What to do:
Where a line in the listing below contains the word "styles", copy that line.

Data provided:
^^^^^^^^

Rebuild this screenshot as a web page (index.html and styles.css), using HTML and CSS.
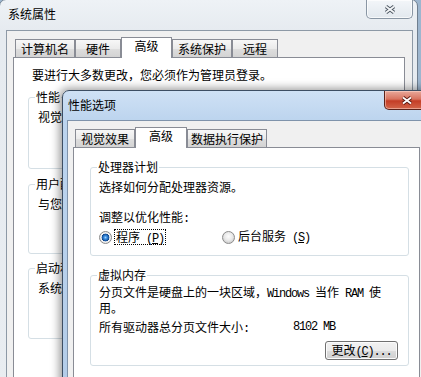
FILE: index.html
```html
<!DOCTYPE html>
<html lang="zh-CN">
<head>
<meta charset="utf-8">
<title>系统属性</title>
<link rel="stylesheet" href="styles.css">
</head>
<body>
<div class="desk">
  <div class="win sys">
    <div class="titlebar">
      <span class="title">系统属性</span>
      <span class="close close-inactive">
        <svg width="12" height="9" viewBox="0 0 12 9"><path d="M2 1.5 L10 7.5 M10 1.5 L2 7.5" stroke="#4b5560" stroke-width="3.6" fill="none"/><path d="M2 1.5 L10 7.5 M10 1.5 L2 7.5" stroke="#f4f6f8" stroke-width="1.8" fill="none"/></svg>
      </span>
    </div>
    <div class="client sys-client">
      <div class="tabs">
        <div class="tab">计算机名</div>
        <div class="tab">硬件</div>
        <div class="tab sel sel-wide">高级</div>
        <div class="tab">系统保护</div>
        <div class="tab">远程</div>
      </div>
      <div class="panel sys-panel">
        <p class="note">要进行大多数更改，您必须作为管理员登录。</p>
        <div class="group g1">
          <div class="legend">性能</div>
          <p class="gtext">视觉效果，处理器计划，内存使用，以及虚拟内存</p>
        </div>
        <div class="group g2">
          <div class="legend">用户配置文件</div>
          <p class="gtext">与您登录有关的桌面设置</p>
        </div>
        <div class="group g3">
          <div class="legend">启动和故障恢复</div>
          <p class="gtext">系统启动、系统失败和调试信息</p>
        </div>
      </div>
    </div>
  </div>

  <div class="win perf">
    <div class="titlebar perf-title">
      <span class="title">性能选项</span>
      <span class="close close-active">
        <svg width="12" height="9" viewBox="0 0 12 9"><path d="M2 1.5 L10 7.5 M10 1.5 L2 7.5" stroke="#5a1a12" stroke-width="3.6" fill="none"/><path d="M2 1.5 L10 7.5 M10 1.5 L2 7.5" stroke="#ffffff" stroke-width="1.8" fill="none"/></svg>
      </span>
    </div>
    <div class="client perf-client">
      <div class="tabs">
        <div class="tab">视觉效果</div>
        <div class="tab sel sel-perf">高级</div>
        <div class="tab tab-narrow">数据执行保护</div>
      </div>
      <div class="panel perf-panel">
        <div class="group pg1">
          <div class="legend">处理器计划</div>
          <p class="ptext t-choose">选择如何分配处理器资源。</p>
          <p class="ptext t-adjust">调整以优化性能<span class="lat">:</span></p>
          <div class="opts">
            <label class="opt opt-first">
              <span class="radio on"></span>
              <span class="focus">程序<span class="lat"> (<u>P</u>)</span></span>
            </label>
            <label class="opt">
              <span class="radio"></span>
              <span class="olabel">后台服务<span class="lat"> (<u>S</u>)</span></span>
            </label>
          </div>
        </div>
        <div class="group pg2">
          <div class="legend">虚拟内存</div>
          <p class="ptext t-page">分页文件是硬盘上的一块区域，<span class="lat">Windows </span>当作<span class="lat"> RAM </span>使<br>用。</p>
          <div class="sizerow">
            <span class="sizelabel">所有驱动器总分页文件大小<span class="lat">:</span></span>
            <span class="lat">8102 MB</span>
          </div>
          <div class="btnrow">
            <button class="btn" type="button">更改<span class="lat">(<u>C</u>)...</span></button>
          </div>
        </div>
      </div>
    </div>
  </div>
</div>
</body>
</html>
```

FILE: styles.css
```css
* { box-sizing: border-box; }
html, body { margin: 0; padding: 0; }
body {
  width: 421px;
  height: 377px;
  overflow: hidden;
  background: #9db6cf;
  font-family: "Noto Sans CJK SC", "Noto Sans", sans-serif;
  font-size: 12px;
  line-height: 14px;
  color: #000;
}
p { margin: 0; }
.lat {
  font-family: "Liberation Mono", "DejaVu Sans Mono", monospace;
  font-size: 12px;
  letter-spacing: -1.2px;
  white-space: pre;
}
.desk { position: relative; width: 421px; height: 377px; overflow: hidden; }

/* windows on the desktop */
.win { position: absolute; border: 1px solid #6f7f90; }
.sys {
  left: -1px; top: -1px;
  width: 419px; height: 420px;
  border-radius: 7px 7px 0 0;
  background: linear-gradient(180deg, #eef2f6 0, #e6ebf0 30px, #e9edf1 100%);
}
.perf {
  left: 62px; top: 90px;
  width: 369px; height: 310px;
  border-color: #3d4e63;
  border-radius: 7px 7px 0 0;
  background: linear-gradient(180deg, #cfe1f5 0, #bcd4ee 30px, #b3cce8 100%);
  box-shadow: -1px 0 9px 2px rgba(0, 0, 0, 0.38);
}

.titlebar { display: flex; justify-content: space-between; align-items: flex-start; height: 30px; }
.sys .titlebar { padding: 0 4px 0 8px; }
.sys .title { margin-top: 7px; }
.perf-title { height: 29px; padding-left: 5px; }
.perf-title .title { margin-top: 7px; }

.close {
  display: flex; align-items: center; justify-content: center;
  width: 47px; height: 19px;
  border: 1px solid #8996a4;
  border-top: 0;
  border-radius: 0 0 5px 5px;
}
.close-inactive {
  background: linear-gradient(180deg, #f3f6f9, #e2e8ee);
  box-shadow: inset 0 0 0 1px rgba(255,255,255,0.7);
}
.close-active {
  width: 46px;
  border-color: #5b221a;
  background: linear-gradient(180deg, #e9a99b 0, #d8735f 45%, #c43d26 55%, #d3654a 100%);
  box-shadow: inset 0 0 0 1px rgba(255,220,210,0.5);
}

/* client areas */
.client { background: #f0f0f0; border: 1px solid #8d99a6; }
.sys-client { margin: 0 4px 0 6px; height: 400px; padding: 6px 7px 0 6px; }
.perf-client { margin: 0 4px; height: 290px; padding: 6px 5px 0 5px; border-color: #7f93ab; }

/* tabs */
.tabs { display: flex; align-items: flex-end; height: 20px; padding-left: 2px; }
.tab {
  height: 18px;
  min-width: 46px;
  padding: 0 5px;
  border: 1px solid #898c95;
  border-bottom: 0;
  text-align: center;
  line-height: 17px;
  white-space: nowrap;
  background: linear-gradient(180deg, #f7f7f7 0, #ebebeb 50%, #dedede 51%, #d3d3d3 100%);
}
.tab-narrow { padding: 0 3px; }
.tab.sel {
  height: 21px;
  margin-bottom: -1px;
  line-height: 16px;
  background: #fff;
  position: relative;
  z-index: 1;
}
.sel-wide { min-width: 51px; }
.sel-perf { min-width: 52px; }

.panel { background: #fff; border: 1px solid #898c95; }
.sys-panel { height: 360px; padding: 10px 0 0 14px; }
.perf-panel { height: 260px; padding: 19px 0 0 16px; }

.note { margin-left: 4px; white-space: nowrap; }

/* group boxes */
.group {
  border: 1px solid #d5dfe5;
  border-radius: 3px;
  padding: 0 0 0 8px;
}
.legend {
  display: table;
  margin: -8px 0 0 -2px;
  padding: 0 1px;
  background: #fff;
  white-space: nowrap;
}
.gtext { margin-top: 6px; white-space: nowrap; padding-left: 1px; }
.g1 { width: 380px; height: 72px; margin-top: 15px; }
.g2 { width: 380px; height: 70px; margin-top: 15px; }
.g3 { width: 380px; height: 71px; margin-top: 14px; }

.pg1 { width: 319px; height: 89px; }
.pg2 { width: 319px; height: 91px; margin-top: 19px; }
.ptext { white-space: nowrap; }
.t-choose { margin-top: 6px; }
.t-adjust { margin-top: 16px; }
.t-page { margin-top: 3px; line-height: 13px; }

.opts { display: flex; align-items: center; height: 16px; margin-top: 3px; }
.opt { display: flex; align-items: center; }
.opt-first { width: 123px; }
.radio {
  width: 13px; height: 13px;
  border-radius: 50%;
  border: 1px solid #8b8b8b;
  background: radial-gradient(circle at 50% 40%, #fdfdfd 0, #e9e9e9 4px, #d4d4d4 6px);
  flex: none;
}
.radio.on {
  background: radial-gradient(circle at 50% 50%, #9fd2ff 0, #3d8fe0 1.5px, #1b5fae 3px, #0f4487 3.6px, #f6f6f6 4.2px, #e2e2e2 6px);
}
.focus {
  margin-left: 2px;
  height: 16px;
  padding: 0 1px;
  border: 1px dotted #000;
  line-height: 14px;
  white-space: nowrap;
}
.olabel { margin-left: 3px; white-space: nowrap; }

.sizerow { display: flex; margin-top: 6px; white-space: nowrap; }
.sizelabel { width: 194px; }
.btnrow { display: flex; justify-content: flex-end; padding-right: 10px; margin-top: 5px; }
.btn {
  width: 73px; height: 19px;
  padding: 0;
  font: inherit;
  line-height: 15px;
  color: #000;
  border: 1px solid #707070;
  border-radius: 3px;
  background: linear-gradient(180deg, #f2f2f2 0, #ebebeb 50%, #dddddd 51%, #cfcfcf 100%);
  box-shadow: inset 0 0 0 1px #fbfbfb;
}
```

^^^^^^^^

Finished task:
Rebuild this screenshot as a web page (index.html and styles.css), using HTML and CSS.
<link rel="stylesheet" href="styles.css">
FILE: styles.css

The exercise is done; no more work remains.